§ **Material**:
● ● ● ● ●
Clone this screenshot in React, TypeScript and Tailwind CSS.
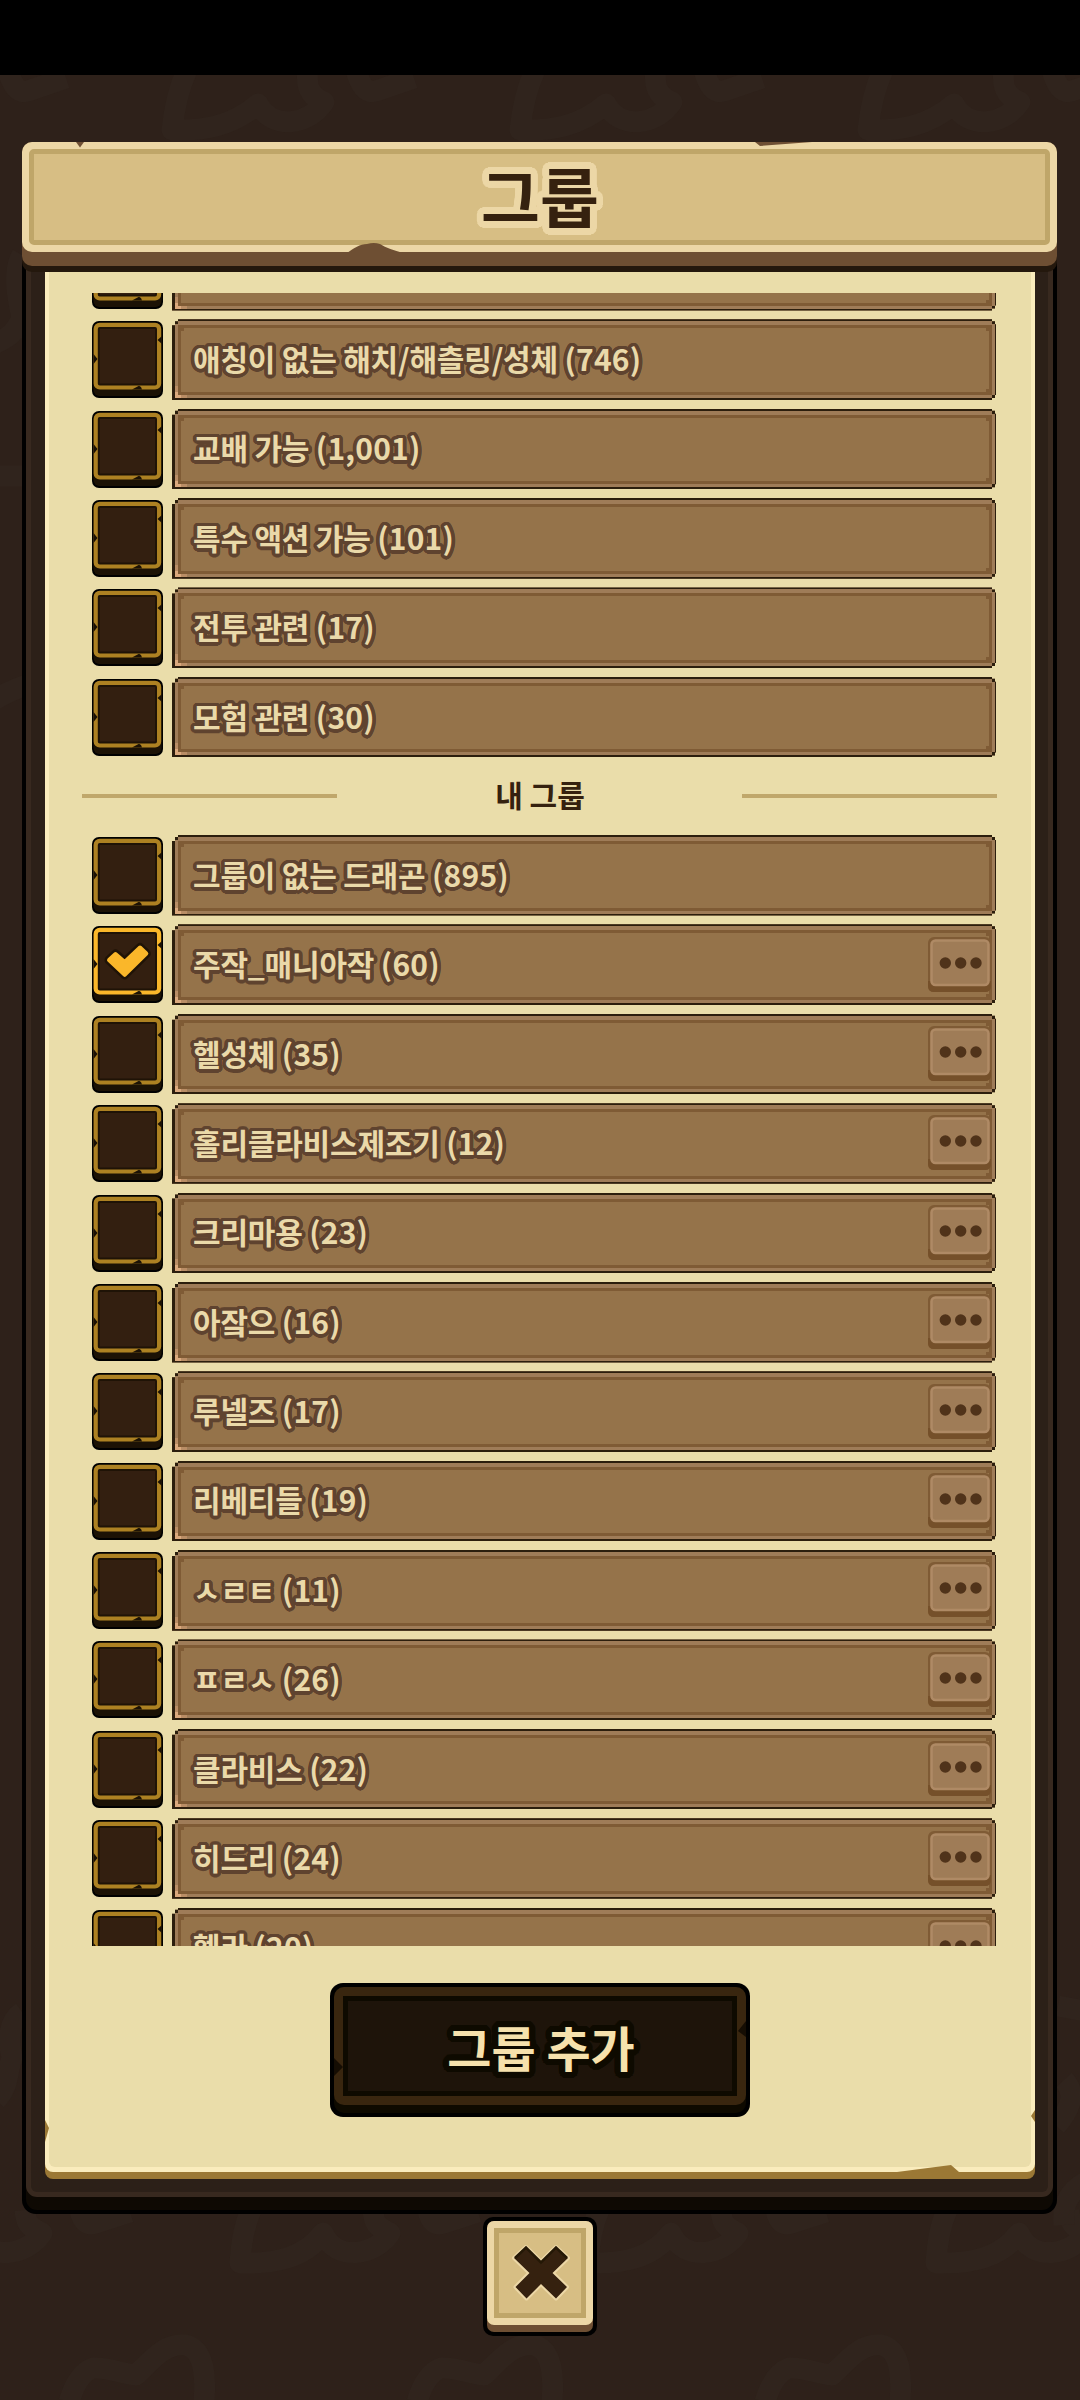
import React, { useState } from 'react';

type Group = {
  id: string;
  name: string;
  count: string;
  editable?: boolean;
};

const systemGroups: Group[] = [
  { id: 's0', name: '', count: '' },
  { id: 's1', name: '애칭이 없는 해치/해츨링/성체', count: '746' },
  { id: 's2', name: '교배 가능', count: '1,001' },
  { id: 's3', name: '특수 액션 가능', count: '101' },
  { id: 's4', name: '전투 관련', count: '17' },
  { id: 's5', name: '모험 관련', count: '30' },
];

const myGroups: Group[] = [
  { id: 'm0', name: '그룹이 없는 드래곤', count: '895' },
  { id: 'm1', name: '주작_매니아작', count: '60', editable: true },
  { id: 'm2', name: '헬성체', count: '35', editable: true },
  { id: 'm3', name: '홀리클라비스제조기', count: '12', editable: true },
  { id: 'm4', name: '크리마용', count: '23', editable: true },
  { id: 'm5', name: '아잨으', count: '16', editable: true },
  { id: 'm6', name: '루넬즈', count: '17', editable: true },
  { id: 'm7', name: '리베티들', count: '19', editable: true },
  { id: 'm8', name: 'ㅅㄹㅌ', count: '11', editable: true },
  { id: 'm9', name: 'ㅍㄹㅅ', count: '26', editable: true },
  { id: 'm10', name: '클라비스', count: '22', editable: true },
  { id: 'm11', name: '히드리', count: '24', editable: true },
  { id: 'm12', name: '헬라', count: '20', editable: true },
];

// Rounded text outline: a ring of hard shadows around each glyph
function outline(radius: number, color: string) {
  const steps = 32;
  const ring = Array.from({ length: steps }, (_, i) => {
    const a = (i / steps) * Math.PI * 2;
    return `${(Math.cos(a) * radius).toFixed(2)}px ${(Math.sin(a) * radius).toFixed(2)}px 0 ${color}`;
  });
  const inner = Array.from({ length: 12 }, (_, i) => {
    const a = (i / 12) * Math.PI * 2;
    return `${(Math.cos(a) * radius * 0.5).toFixed(2)}px ${(Math.sin(a) * radius * 0.5).toFixed(2)}px 0 ${color}`;
  });
  return { textShadow: [...ring, ...inner].join(', ') };
}

const rowOutline = outline(3.5, '#5f432f');
const titleOutline = outline(6.8, '#ecd7a6');
const buttonOutline = outline(6.3, '#0e0a00');

// Faint cloud outlines, repeated every 348px
function Backdrop() {
  return (
    <svg className="absolute inset-0" width="1080" height="2400" viewBox="0 0 1080 2400" fill="none">
      <g stroke="#30241d" strokeWidth="21" strokeLinejoin="round">
        {[-348, 0, 348, 696].map((x) => (
          <path
            key={`t${x}`}
            transform={`translate(${x} 0)`}
            d="M187 70C178 90 174 110 172 130C205 131 232 126 258 104C272 130 308 126 324 102C308 96 306 84 308 70M356 70C360 85 366 94 376 91L414 78"
          />
        ))}
        {[-348, 0, 348, 696].map((x) => (
          <path
            key={`b${x}`}
            transform={`translate(${x} 0)`}
            d="M251 2210C243 2228 241 2245 240 2263C275 2264 305 2258 323 2233C336 2262 375 2256 390 2233C375 2226 374 2222 373 2210M428 2210C430 2222 436 2226 444 2223L478 2212M417 2402C422 2385 430 2372 441 2368C457 2367 470 2374 484 2375C500 2360 512 2343 534 2345C552 2350 554 2375 552 2402"
          />
        ))}
        <path d="M22 255C12 272 18 300 22 318C16 332 8 338 -6 344M-6 476H30M-6 700C8 692 16 688 30 684M22 2012C8 2022 8 2040 12 2058C6 2074 10 2085 -4 2100M1058 2006L1090 2012M1064 2080C1078 2095 1068 2112 1056 2126M1090 2180C1068 2190 1062 2205 1064 2225" />
      </g>
    </svg>
  );
}

function Checkbox({ checked }: { checked: boolean }) {
  return (
    <svg width="71" height="77" viewBox="0 0 71 77" fill="none">
      <rect width="71" height="77" rx="7" fill="#000" />
      <rect x="1.5" y="2" width="68" height="73" rx="6" fill="#1c1205" />
      <rect x="3.7" y="3.9" width="63.4" height="62.6" rx="4" stroke={checked ? '#fab72a' : '#ad8122'} strokeWidth="4.2" fill="#1f1306" />
      <rect x="7.8" y="8" width="55.2" height="54.5" fill="#331f10" />
      <path d="M1.5 33L5.5 38L1.5 43ZM70 15L65.5 19L70 23ZM40 68.5L47 64.8L49 66L50 68.5Z" fill="#1c1205" />
      {checked && (
        <g strokeLinejoin="round">
          <path d="M17 34L23.5 28L32.7 36L48 21.5L54.3 27.5L32.7 48.8Z" stroke="#1f1306" strokeWidth="9" />
          <path d="M17 34L23.5 28L32.7 36L48 21.5L54.3 27.5L32.7 48.8Z" fill="#fab72a" stroke="#fab72a" strokeWidth="4" />
        </g>
      )}
    </svg>
  );
}

function MoreButton() {
  return (
    <button className="h-[55px] w-[63px]">
      <svg width="63" height="55" viewBox="0 0 63 55" fill="none">
        <rect width="63" height="55" rx="6" fill="#7f5b35" />
        <path d="M0 44H63V49Q63 55 57 55H6Q0 55 0 49Z" fill="#75502a" />
        <rect x="3.5" y="3.5" width="57" height="44.5" rx="4" fill="#9f7c57" stroke="#af8a65" strokeWidth="2.6" />
        <circle cx="17.3" cy="26" r="5.7" fill="#50331a" />
        <circle cx="32.7" cy="26" r="5.7" fill="#50331a" />
        <circle cx="48" cy="26" r="5.7" fill="#50331a" />
      </svg>
    </button>
  );
}

function GroupRow({ group, checked, onToggle }: { group: Group; checked: boolean; onToggle: () => void }) {
  return (
    <div className="flex h-[80.6px] shrink-0 gap-[9px] pr-px pl-[10px]">
      <button className="mt-[2px] h-[77px] w-[71px] shrink-0" onClick={onToggle}>
        <Checkbox checked={checked} />
      </button>
      <div className="relative flex-1 border-t-2 border-r border-b-2 border-l-[3px] border-[#2c1e0d] bg-[#9f7c58] pt-[4px] pr-[3px] pb-[3px] pl-[3px] [clip-path:polygon(6px_0,6px_2px,3px_2px,3px_6px,0_6px,0_100%,calc(100%-4px)_100%,calc(100%-4px)_calc(100%-2px),calc(100%-1px)_calc(100%-2px),calc(100%-1px)_calc(100%-5px),100%_calc(100%-5px),100%_5px,calc(100%-1px)_5px,calc(100%-1px)_2px,calc(100%-4px)_2px,calc(100%-4px)_0)]">
        <div className="flex h-full items-center justify-between border-3 border-[#7f5b35] bg-[#95734a] pl-[12px]">
          <span className="-mt-[4px] text-[30px] leading-none font-bold tracking-[-0.2px] whitespace-pre text-[#ead9a9]" style={rowOutline}>
            {group.name && (
              <>
                {group.name} <span className="tracking-[0.2px]">({group.count})</span>
              </>
            )}
          </span>
          {group.editable && (
            <div className="-mt-[2px] -mr-[2px] h-[55px]">
              <MoreButton />
            </div>
          )}
        </div>
        <i className="absolute top-0 left-0 h-[3px] w-[3px] bg-[#2c1e0d]" />
        <i className="absolute top-0 right-0 h-[3px] w-[3px] bg-[#2c1e0d]" />
        <i className="absolute right-0 bottom-0 h-[3px] w-[3px] bg-[#2c1e0d]" />
        <i className="absolute top-[7px] left-[6px] h-[3px] w-[3px] bg-[#7f5b35]" />
        <i className="absolute top-[7px] right-[6px] h-[3px] w-[3px] bg-[#7f5b35]" />
        <i className="absolute right-[6px] bottom-[6px] h-[3px] w-[3px] bg-[#7f5b35]" />
        <i className="absolute bottom-0 left-0 h-[12px] w-[3px] bg-[#b98d65]" />
        <i className="absolute bottom-0 left-0 h-[3px] w-[12px] bg-[#b98d65]" />
        <i className="absolute bottom-0 left-0 h-[6px] w-[3px] bg-[#dba97d]" />
        <i className="absolute bottom-0 left-0 h-[3px] w-[6px] bg-[#dba97d]" />
      </div>
    </div>
  );
}

function Header() {
  return (
    <header className="relative z-10 mx-auto h-[130px] w-[1035px] rounded-[10px] bg-[#24180d] pb-[6px]">
      <div className="h-full rounded-[10px] bg-[#6e4f33] pb-[14px]">
        <div className="h-full rounded-[10px] bg-[#ecd7a6] p-[7px]">
          <div className="flex h-full items-center justify-center rounded-[5px] border-5 border-[#bfa669] bg-[#d7be84]">
            <h1 className="-mt-[6px] ml-px text-[64px] leading-none font-bold text-[#35210f]" style={titleOutline}>
              그룹
            </h1>
          </div>
        </div>
      </div>
      <svg className="absolute inset-0" width="1035" height="130" viewBox="0 0 1035 130" fill="#6e4f33">
        <path d="M54 0H62L58 5.5Z" />
        <path d="M733 0L738 4L790 0Z" />
        <path d="M325 111C332 106 338 102 345 102Q352 100 358 102C364 106 372 108 381 111Z" />
      </svg>
    </header>
  );
}

export default function App() {
  const [selected, setSelected] = useState<string[]>(['m1']);

  const toggle = (id: string) => {
    setSelected((prev) => (prev.includes(id) ? prev.filter((s) => s !== id) : [...prev, id]));
  };

  const renderRow = (group: Group) => (
    <GroupRow key={group.id} group={group} checked={selected.includes(group.id)} onToggle={() => toggle(group.id)} />
  );

  return (
    <div className="relative h-[2400px] w-[1080px] overflow-hidden bg-[#2e211a] font-['Noto_Sans_CJK_KR',sans-serif]">
      <Backdrop />
      <div className="relative flex h-full flex-col">
        <div className="h-[75px] shrink-0 bg-black" />
        <div className="mt-[67px] pr-px">
          <Header />
        </div>

        {/* Panel frame */}
        <div className="-mt-[12px] ml-[22px] h-[1954px] w-[1035px] shrink-0 rounded-b-[14px] bg-black px-1 pb-1">
          <div className="h-full rounded-b-[11px] bg-[#0e0903] pb-[13px]">
            <div className="h-full rounded-b-[11px] bg-[#38291f] px-[5px] pb-[5px]">
              <div className="h-full rounded-b-[6px] bg-[#2c2018] pr-[13px] pb-[13px] pl-[14px]">
                <div className="relative h-full rounded-b-[8px] bg-[#9b7835] pb-[7px]">
                  <div className="h-full rounded-b-[8px] bg-[#faecbd] px-1 pb-[5px]">
                    <div className="flex h-full flex-col items-center rounded-b-[6px] bg-[#eaddaa] pt-[33px] pr-[34px] pl-[33px]">
                      <div className="h-[1653px] w-full shrink-0 overflow-hidden">
                        <div className="-mt-[63.1px] flex flex-col gap-[8.8px]">{systemGroups.map(renderRow)}</div>
                        <div className="flex h-[77.5px] items-center justify-between">
                          <div className="h-[4px] w-[255px] bg-[#c0a76b]" />
                          <h2 className="-mt-[4px] ml-px text-[30px] leading-none font-bold text-[#35210f]">내 그룹</h2>
                          <div className="h-[4px] w-[255px] bg-[#c0a76b]" />
                        </div>
                        <div className="flex flex-col gap-[8.8px]">{myGroups.map(renderRow)}</div>
                      </div>

                      <button className="relative mt-[37px] h-[134px] w-[420px] shrink-0 rounded-[13px] bg-black p-1">
                        <div className="h-full rounded-[10px] bg-[#0e0a00] pb-[8px]">
                          <div className="h-full rounded-[10px] bg-[#39260f] p-[9px]">
                            <div className="flex h-full items-center justify-center border-5 border-[#0e0a00] bg-[#1e140a]">
                              <span className="ml-[3px] text-[48px] leading-none font-bold text-[#f6e1ac]" style={buttonOutline}>
                                그룹 추가
                              </span>
                            </div>
                          </div>
                        </div>
                        <svg className="absolute inset-0" width="420" height="134" viewBox="0 0 420 134" fill="#150d03">
                          <path d="M4 75L13 84L4 93ZM416 38L408 48L416 54Z" />
                        </svg>
                      </button>
                    </div>
                  </div>
                  <svg className="absolute bottom-0 left-0" width="990" height="80" viewBox="0 0 990 80" fill="#9b7835">
                    <path d="M0 21L4 29L0 43ZM990 11L986 17L990 23ZM852 73L906 66L914 73Z" />
                  </svg>
                </div>
              </div>
            </div>
          </div>
        </div>

        {/* Close */}
        <button className="mt-[3px] ml-[483px] h-[119px] w-[114px] shrink-0 rounded-[10px] bg-black p-1">
          <div className="h-full rounded-[7px] bg-[#6e4f33] pb-[7px]">
            <div className="h-full rounded-[7px] bg-[#ecd7a6] p-[7px]">
              <div className="flex h-full items-center justify-center border-5 border-[#bfa669] bg-[#d7be84]">
                <svg className="ml-px" width="60" height="60" viewBox="0 0 60 60">
                  <path
                    d="M15 4L30 18.5L45 4L57 15L41.5 30L56 44L45 55.5L30 41L15.5 55.5L4.5 44L18.5 30L3 15Z"
                    fill="#35210f"
                    stroke="#ecd7a6"
                    strokeWidth="4"
                    paintOrder="stroke"
                    strokeLinejoin="round"
                  />
                  <path d="M4 15L15 4.5L30 19.5L45 4.5L56 15" fill="none" stroke="#241806" strokeWidth="2.5" />
                </svg>
              </div>
            </div>
          </div>
        </button>
      </div>
    </div>
  );
}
● ● ● ● ●
§ **Instructions to follow**: Wherever "React" shows up in a line, copy that line.

§ **Response to this task**:
Clone this screenshot in React, TypeScript and Tailwind CSS.
import React, { useState } from 'react';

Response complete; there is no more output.